**Problem statement:**
Using the listing below, report all lines holding the word "components".

Begin Dataset extract

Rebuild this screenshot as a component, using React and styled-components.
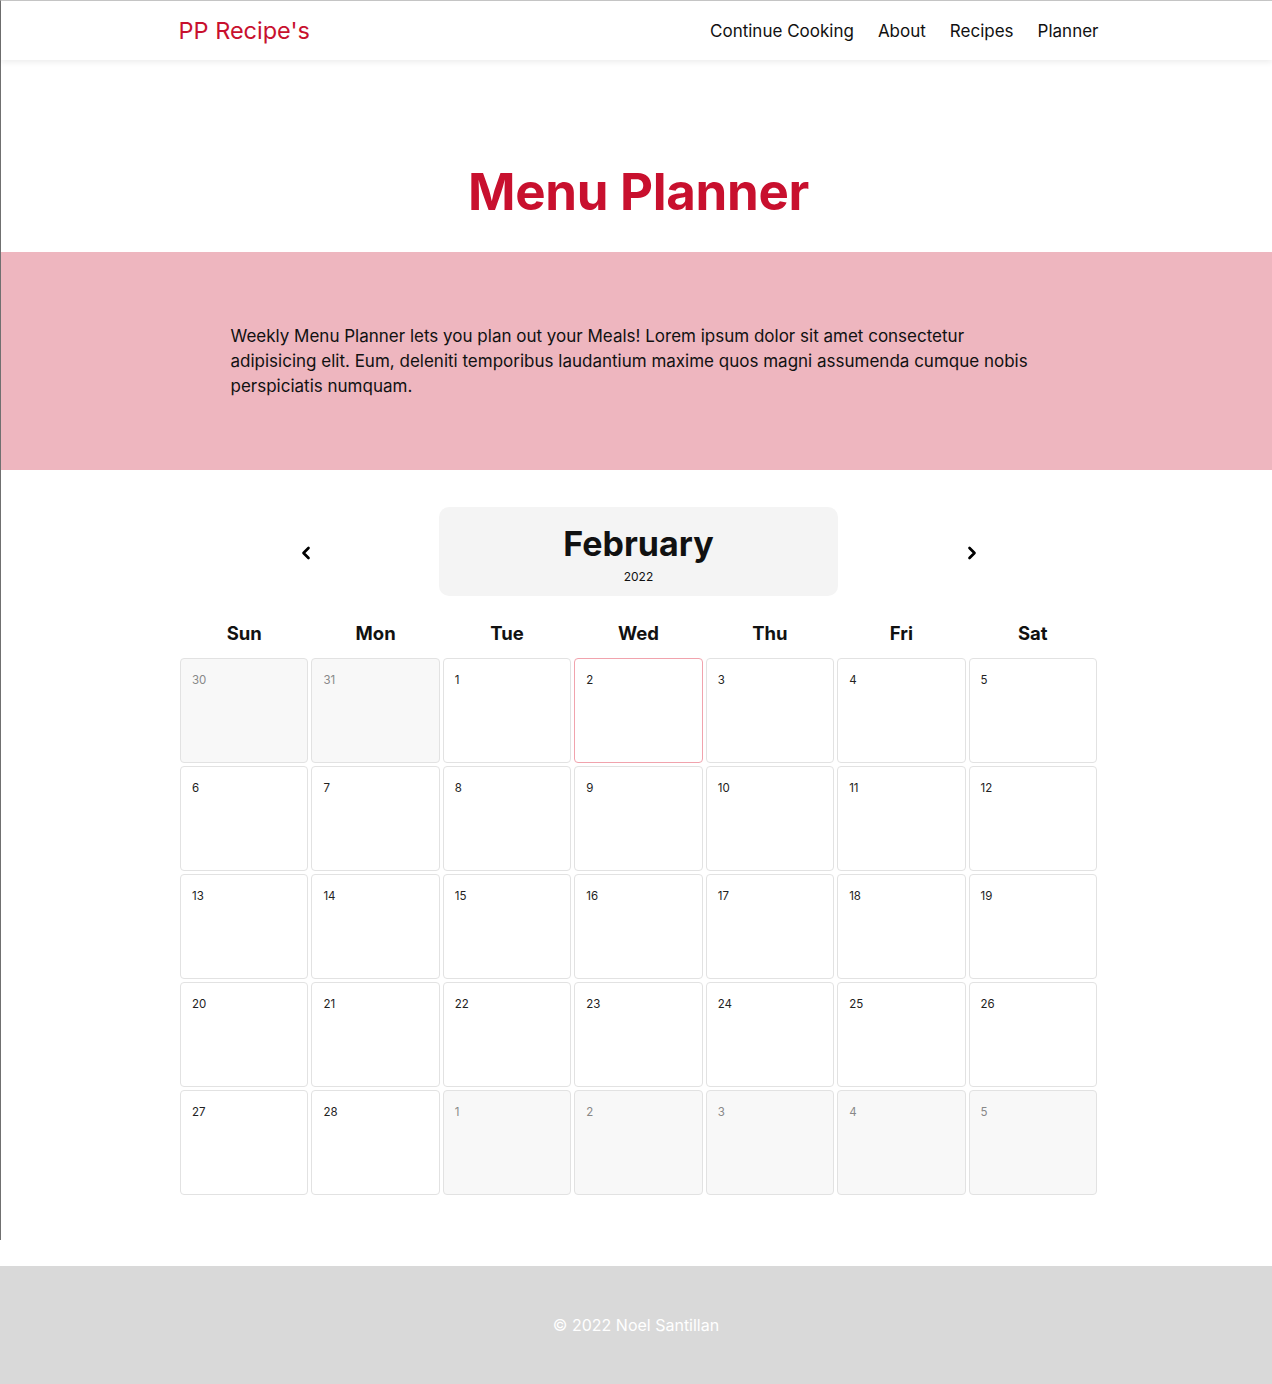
import React from "react";
import styled, { createGlobalStyle } from "styled-components";
import { ChevronLeft, ChevronRight } from "lucide-react";

const GlobalStyle = createGlobalStyle`
  * {
    box-sizing: border-box;
  }
  body {
    margin: 0;
    font-family: Inter, "Noto Sans", sans-serif;
    color: #111;
    background: #fff;
  }
`;

const days = ["Sun", "Mon", "Tue", "Wed", "Thu", "Fri", "Sat"];

// feb 2022, with the overflow days of jan and march greyed out
const cells = [
  ...[30, 31].map((n) => ({ n, other: true })),
  ...Array.from({ length: 28 }, (_, i) => ({ n: i + 1, today: i + 1 === 2 })),
  ...[1, 2, 3, 4, 5].map((n) => ({ n, other: true })),
];

const App = () => {
  return (
    <>
      <GlobalStyle />
      <Page>
        <Header>
          <Nav>
            <Logo>PP Recipe's</Logo>
            <Links>
              <NavLink>Continue Cooking</NavLink>
              <NavLink>About</NavLink>
              <NavLink>Recipes</NavLink>
              <NavLink>Planner</NavLink>
            </Links>
          </Nav>
        </Header>

        <TitleSection>
          <Title>Menu Planner</Title>
        </TitleSection>

        <Intro>
          <p>
            Weekly Menu Planner lets you plan out your Meals! Lorem ipsum dolor
            sit amet consectetur adipisicing elit. Eum, deleniti temporibus
            laudantium maxime quos magni assumenda cumque nobis perspiciatis
            numquam.
          </p>
        </Intro>

        <Calendar>
          <MonthBar>
            <Arrow $side="left">
              <ChevronLeft size={20} strokeWidth={3.2} />
            </Arrow>
            <MonthBox>
              <span className="month">February</span>
              <span className="year">2022</span>
            </MonthBox>
            <Arrow $side="right">
              <ChevronRight size={20} strokeWidth={3.2} />
            </Arrow>
          </MonthBar>

          <DayNames>
            {days.map((d) => (
              <span key={d}>{d}</span>
            ))}
          </DayNames>

          <Grid>
            {cells.map((c, key) => (
              <Cell key={key} $other={c.other} $today={c.today}>
                <span>{c.n}</span>
              </Cell>
            ))}
          </Grid>
        </Calendar>
      </Page>
      <Footer>© 2022 Noel Santillan</Footer>
    </>
  );
};
export default App;

const Page = styled.div`
  border-top: 1px solid #c8c8c8;
  border-left: 1px solid #707070;
  padding-left: 4px;
  padding-bottom: 45px;
`;

const Header = styled.header`
  height: 59px;
  margin-left: -4px;
  padding-left: 4px;
  background: #fff;
  box-shadow: 0 2px 6px rgba(0, 0, 0, 0.08);
`;

const Nav = styled.nav`
  width: 920px;
  height: 100%;
  margin: 0 auto;
  display: flex;
  align-items: center;
  justify-content: space-between;
`;

const Logo = styled.span`
  color: #c8102e;
  font-size: 23.5px;
  font-weight: 400;
`;

const Links = styled.div`
  display: flex;
  gap: 24px;
`;

const NavLink = styled.span`
  font-size: 17px;
  color: #111;
`;

const TitleSection = styled.section`
  height: 192px;
  display: flex;
  align-items: flex-end;
  justify-content: center;
  padding-bottom: 30px;
`;

const Title = styled.h1`
  margin: 0;
  color: #c8102e;
  font-size: 51px;
  font-weight: 700;
  letter-spacing: -0.3px;
`;

const Intro = styled.section`
  background: #eeb6bf;
  height: 218px;
  margin-left: -4px;
  padding-left: 4px;
  padding-top: 72px;
  p {
    width: 816px;
    margin: 0 auto;
    font-size: 17px;
    line-height: 25px;
    color: #111;
  }
`;

const Calendar = styled.section`
  width: 917px;
  margin: 37px auto 0;
`;

const MonthBar = styled.div`
  display: grid;
  grid-template-columns: 1fr 399px 1fr;
  align-items: center;
`;

const Arrow = styled.div`
  display: flex;
  justify-content: center;
  color: #000;
  padding-top: 2px;
  ${(p) => (p.$side === "left" ? "padding-right: 8px;" : "padding-left: 8px;")}
`;

const MonthBox = styled.div`
  height: 89px;
  background: #f4f4f4;
  border-radius: 10px;
  display: flex;
  flex-direction: column;
  align-items: center;
  justify-content: center;
  .month {
    font-size: 34px;
    font-weight: 700;
    line-height: 40px;
    margin-top: 4px;
  }
  .year {
    font-size: 12px;
    margin-top: 5px;
  }
`;

const DayNames = styled.div`
  display: grid;
  grid-template-columns: repeat(7, 1fr);
  gap: 3px;
  margin: 24px 0 12px;
  span {
    text-align: center;
    font-size: 18.5px;
    font-weight: 700;
    line-height: 26px;
  }
`;

const Grid = styled.div`
  display: grid;
  grid-template-columns: repeat(7, 1fr);
  grid-auto-rows: 105px;
  gap: 3px;
`;

const Cell = styled.div`
  border: 1px solid ${(p) => (p.$today ? "#f1a3ad" : "#e2e2e2")};
  border-radius: 4px;
  background: ${(p) => (p.$other ? "#f8f8f8" : "#fff")};
  padding: 9px 11px;
  span {
    font-size: 11.5px;
    color: ${(p) => (p.$other ? "#888" : "#222")};
  }
`;

const Footer = styled.footer`
  margin-top: 26px;
  height: 118px;
  background: #d9d9d9;
  color: #fff;
  font-size: 16px;
  display: flex;
  align-items: center;
  justify-content: center;
`;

End Dataset extract

**Solved problem:**
Rebuild this screenshot as a component, using React and styled-components.
import styled, { createGlobalStyle } from "styled-components";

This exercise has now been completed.